[Written problem] Write out the entire listing below exactly as it appears, minus any pictures.
==============================
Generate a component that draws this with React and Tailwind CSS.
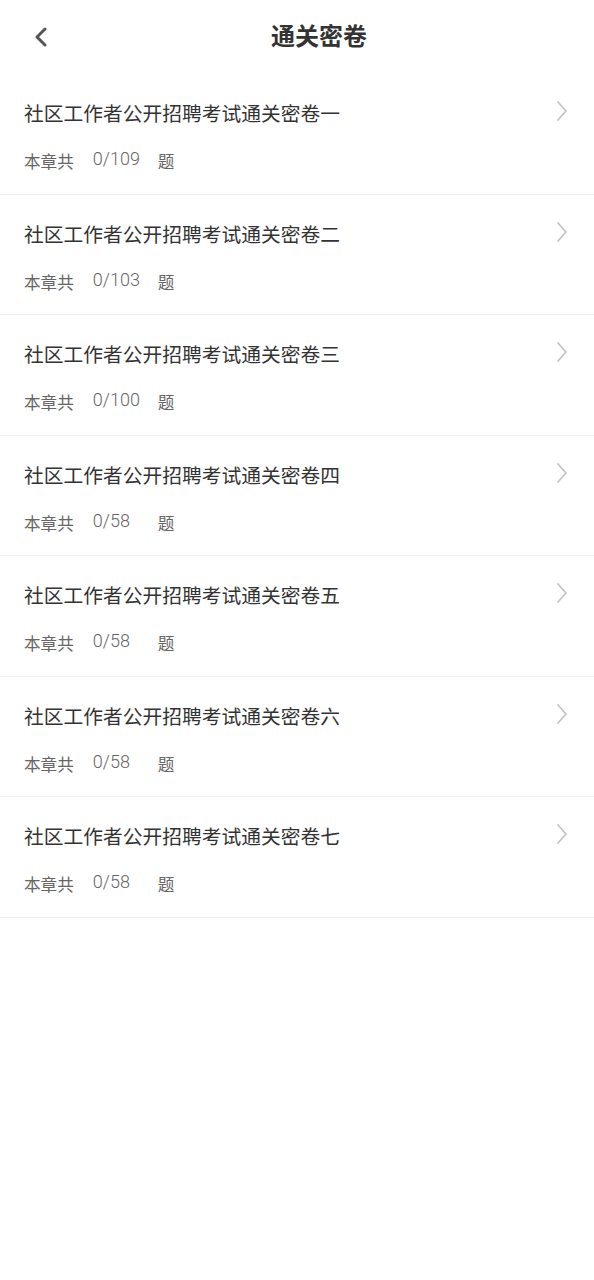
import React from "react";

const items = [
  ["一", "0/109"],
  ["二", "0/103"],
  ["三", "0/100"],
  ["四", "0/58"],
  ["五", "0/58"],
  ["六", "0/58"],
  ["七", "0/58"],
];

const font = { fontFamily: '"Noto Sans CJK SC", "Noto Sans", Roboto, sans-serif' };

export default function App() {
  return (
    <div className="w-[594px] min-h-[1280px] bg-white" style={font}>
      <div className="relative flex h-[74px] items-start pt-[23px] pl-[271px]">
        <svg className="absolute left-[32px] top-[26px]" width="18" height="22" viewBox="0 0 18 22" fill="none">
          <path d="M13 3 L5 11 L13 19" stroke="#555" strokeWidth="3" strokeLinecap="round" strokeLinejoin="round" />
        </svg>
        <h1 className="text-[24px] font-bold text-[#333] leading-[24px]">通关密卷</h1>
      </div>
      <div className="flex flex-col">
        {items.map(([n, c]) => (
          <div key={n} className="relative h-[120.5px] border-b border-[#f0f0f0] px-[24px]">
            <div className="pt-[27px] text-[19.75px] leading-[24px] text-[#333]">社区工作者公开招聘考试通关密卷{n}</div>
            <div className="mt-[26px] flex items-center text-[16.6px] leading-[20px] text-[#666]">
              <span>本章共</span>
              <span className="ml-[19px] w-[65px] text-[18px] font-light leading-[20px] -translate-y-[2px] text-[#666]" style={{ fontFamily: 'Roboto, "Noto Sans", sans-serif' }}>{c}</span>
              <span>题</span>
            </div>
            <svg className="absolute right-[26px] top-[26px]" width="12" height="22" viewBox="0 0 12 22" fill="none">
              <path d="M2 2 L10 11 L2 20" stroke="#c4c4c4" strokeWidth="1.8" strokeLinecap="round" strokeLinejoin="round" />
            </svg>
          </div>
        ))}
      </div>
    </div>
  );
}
==============================
[Answer below]
Generate a component that draws this with React and Tailwind CSS.
import React from "react";

const items = [
  ["一", "0/109"],
  ["二", "0/103"],
  ["三", "0/100"],
  ["四", "0/58"],
  ["五", "0/58"],
  ["六", "0/58"],
  ["七", "0/58"],
];

const font = { fontFamily: '"Noto Sans CJK SC", "Noto Sans", Roboto, sans-serif' };

export default function App() {
  return (
    <div className="w-[594px] min-h-[1280px] bg-white" style={font}>
      <div className="relative flex h-[74px] items-start pt-[23px] pl-[271px]">
        <svg className="absolute left-[32px] top-[26px]" width="18" height="22" viewBox="0 0 18 22" fill="none">
          <path d="M13 3 L5 11 L13 19" stroke="#555" strokeWidth="3" strokeLinecap="round" strokeLinejoin="round" />
        </svg>
        <h1 className="text-[24px] font-bold text-[#333] leading-[24px]">通关密卷</h1>
      </div>
      <div className="flex flex-col">
        {items.map(([n, c]) => (
          <div key={n} className="relative h-[120.5px] border-b border-[#f0f0f0] px-[24px]">
            <div className="pt-[27px] text-[19.75px] leading-[24px] text-[#333]">社区工作者公开招聘考试通关密卷{n}</div>
            <div className="mt-[26px] flex items-center text-[16.6px] leading-[20px] text-[#666]">
              <span>本章共</span>
              <span className="ml-[19px] w-[65px] text-[18px] font-light leading-[20px] -translate-y-[2px] text-[#666]" style={{ fontFamily: 'Roboto, "Noto Sans", sans-serif' }}>{c}</span>
              <span>题</span>
            </div>
            <svg className="absolute right-[26px] top-[26px]" width="12" height="22" viewBox="0 0 12 22" fill="none">
              <path d="M2 2 L10 11 L2 20" stroke="#c4c4c4" strokeWidth="1.8" strokeLinecap="round" strokeLinejoin="round" />
            </svg>
          </div>
        ))}
      </div>
    </div>
  );
}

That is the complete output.